SUPPLIED DATA:

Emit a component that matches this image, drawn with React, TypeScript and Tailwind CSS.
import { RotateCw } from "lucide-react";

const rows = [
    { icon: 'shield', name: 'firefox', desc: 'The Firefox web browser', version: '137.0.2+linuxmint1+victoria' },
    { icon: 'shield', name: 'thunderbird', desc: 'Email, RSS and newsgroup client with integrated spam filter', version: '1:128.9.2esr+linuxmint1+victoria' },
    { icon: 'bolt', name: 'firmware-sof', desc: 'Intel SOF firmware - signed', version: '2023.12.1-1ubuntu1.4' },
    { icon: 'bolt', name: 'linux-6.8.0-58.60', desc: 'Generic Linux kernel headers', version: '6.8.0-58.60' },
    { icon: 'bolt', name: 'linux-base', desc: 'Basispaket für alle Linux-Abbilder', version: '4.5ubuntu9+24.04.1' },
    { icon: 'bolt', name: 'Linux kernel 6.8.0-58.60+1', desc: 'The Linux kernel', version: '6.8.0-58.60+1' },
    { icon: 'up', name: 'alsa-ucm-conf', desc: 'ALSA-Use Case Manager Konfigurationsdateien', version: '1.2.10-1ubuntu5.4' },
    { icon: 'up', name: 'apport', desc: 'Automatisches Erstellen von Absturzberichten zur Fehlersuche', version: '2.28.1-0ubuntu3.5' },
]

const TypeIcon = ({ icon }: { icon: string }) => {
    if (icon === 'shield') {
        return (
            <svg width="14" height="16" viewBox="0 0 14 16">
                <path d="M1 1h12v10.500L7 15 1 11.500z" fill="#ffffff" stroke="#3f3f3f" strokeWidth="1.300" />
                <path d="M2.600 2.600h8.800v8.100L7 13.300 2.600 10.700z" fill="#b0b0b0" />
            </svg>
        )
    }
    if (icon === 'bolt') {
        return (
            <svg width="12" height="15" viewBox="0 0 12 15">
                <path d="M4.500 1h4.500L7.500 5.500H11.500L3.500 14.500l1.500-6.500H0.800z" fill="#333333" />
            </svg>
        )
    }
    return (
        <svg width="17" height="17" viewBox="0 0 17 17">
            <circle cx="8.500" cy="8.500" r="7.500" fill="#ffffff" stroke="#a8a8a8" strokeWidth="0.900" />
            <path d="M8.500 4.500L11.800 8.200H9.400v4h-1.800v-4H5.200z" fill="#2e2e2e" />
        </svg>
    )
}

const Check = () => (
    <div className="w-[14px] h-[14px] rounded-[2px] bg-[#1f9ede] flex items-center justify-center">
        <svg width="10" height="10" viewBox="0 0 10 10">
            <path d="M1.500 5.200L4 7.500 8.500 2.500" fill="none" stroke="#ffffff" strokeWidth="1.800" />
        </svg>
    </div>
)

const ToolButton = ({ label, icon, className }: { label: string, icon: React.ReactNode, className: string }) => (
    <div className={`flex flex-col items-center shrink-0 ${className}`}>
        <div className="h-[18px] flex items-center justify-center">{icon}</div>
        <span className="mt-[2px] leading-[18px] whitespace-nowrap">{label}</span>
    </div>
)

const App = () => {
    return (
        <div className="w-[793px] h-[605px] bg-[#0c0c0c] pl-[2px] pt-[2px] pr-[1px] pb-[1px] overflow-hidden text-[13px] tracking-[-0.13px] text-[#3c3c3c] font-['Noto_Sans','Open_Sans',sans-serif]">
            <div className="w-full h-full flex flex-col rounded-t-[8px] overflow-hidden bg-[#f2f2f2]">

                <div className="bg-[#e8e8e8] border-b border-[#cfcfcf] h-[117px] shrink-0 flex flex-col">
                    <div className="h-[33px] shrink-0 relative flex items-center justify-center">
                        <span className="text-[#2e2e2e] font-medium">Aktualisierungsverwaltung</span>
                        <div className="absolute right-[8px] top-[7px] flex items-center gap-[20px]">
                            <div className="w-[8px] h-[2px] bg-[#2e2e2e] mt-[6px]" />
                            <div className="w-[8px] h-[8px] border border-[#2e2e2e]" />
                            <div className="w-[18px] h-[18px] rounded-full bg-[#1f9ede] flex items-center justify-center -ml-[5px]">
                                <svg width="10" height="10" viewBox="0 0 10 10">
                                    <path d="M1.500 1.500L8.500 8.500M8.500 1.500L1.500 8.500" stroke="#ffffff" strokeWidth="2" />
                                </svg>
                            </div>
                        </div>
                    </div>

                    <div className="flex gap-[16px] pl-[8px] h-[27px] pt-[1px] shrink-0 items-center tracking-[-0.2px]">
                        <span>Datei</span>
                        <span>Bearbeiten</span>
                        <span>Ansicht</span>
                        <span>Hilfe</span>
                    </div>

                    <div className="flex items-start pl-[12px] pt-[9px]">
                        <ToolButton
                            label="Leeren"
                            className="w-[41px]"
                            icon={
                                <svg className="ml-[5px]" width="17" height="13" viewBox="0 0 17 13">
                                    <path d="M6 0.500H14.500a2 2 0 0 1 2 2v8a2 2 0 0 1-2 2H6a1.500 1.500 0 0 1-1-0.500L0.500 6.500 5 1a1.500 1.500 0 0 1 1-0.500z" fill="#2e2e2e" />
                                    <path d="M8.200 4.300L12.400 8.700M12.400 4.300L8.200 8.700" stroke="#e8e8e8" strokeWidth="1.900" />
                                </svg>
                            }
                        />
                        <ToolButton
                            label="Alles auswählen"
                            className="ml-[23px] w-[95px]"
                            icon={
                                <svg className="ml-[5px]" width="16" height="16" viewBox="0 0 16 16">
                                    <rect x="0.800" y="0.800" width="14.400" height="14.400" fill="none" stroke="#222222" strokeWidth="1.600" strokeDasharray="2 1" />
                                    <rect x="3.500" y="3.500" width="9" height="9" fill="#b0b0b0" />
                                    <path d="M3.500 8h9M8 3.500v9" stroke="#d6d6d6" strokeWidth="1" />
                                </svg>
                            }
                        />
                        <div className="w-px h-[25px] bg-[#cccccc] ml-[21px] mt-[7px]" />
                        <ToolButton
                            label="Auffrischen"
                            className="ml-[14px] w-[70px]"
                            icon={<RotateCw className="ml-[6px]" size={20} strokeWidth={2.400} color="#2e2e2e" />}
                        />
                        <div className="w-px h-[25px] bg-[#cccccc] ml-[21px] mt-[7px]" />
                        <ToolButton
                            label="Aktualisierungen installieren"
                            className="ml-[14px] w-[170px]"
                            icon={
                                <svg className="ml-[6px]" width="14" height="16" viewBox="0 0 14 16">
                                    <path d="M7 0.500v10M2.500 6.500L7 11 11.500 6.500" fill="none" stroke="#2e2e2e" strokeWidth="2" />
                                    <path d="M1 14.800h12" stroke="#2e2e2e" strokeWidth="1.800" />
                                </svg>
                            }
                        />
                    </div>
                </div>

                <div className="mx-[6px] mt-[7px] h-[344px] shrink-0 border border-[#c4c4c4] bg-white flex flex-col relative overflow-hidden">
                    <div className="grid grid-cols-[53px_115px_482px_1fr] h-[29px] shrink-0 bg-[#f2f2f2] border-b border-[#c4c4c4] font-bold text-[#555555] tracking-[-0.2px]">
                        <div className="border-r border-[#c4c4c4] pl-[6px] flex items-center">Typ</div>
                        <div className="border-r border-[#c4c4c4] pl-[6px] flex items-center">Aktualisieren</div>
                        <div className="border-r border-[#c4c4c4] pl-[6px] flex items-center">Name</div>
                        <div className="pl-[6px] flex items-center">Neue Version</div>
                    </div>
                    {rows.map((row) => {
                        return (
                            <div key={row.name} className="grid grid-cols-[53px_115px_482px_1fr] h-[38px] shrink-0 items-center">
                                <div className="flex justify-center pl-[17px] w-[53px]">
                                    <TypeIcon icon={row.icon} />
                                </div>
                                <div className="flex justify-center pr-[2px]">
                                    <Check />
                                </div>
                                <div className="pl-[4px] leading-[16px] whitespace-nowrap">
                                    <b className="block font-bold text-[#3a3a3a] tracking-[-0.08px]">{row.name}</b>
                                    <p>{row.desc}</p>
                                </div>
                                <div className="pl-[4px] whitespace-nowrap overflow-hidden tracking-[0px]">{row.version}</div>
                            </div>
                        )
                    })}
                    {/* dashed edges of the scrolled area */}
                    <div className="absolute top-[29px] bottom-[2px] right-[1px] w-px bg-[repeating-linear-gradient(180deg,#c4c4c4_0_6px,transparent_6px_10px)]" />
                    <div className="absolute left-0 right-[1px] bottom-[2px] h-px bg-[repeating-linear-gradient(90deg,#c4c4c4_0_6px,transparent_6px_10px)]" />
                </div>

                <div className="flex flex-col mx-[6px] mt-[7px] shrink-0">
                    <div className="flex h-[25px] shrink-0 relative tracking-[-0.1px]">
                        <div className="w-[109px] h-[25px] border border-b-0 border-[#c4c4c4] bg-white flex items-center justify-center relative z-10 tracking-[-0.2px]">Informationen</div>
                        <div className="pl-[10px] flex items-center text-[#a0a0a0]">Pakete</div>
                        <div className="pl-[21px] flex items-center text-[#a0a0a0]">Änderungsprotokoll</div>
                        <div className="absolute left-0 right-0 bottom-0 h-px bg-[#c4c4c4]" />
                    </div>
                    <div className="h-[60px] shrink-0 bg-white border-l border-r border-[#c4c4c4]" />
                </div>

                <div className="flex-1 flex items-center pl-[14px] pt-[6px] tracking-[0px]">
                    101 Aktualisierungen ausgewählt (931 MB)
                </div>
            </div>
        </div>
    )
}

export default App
* * *
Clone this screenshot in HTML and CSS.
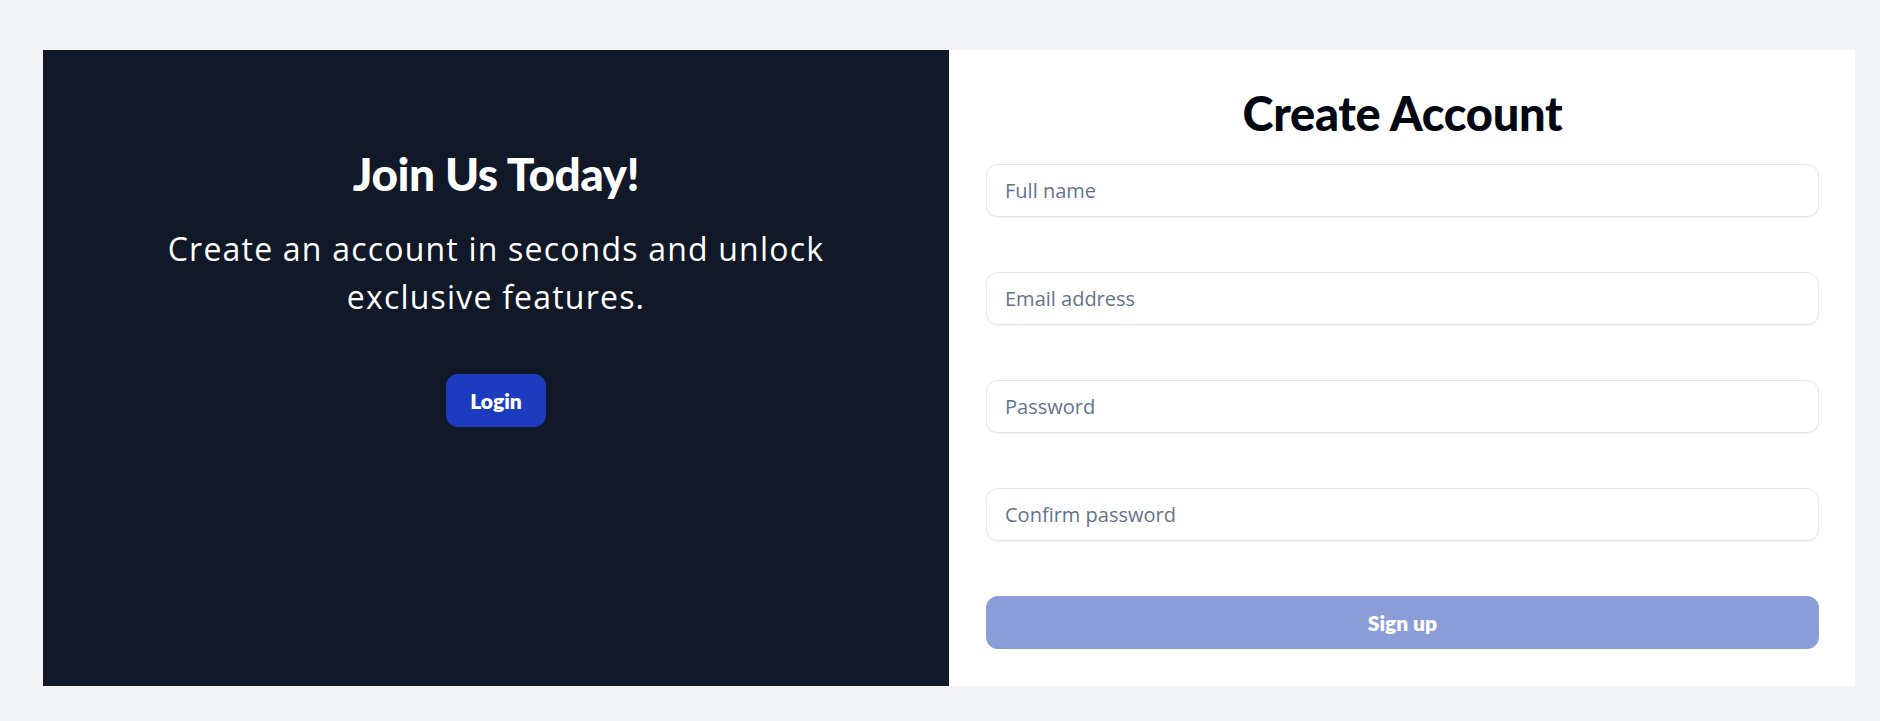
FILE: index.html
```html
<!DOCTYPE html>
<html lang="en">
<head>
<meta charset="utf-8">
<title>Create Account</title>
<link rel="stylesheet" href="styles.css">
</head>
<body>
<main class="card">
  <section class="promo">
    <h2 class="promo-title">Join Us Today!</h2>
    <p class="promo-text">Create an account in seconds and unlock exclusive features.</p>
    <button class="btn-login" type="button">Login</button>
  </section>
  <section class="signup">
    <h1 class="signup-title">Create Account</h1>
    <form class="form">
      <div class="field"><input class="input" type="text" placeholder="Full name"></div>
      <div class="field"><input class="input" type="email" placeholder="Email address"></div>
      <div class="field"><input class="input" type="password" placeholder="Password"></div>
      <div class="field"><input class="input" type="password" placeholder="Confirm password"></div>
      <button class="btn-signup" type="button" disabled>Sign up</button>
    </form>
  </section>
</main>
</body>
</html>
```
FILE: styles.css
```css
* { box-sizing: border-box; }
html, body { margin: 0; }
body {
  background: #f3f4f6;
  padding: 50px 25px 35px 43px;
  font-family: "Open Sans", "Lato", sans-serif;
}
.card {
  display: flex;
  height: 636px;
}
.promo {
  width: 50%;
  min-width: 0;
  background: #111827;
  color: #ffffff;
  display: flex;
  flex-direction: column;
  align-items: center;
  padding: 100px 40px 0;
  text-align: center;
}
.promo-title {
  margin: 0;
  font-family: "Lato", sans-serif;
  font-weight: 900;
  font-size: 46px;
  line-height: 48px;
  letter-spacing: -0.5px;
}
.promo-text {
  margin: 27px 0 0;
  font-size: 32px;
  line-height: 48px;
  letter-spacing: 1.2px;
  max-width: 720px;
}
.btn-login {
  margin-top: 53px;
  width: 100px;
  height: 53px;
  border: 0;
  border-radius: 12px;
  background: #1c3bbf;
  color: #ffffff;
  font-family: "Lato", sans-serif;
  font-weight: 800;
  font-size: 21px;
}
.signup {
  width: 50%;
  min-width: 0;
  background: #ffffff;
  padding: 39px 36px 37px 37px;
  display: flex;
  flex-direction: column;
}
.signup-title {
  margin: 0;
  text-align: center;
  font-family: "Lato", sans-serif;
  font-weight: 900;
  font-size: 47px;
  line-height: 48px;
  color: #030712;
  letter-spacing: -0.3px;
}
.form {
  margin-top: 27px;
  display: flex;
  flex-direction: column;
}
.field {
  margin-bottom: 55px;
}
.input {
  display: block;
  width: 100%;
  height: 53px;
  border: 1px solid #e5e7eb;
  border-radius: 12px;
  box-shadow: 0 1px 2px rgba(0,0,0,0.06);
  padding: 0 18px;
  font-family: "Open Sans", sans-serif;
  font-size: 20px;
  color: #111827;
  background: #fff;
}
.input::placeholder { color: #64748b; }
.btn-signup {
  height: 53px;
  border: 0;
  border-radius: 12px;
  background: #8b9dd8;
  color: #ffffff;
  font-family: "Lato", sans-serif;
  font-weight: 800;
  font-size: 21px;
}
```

DIRECTION:
Identify each line in the records above containing the word "this"; copy those lines.

SOLVED EXERCISE:
Emit a component that matches this image, drawn with React, TypeScript and Tailwind CSS.
Clone this screenshot in HTML and CSS.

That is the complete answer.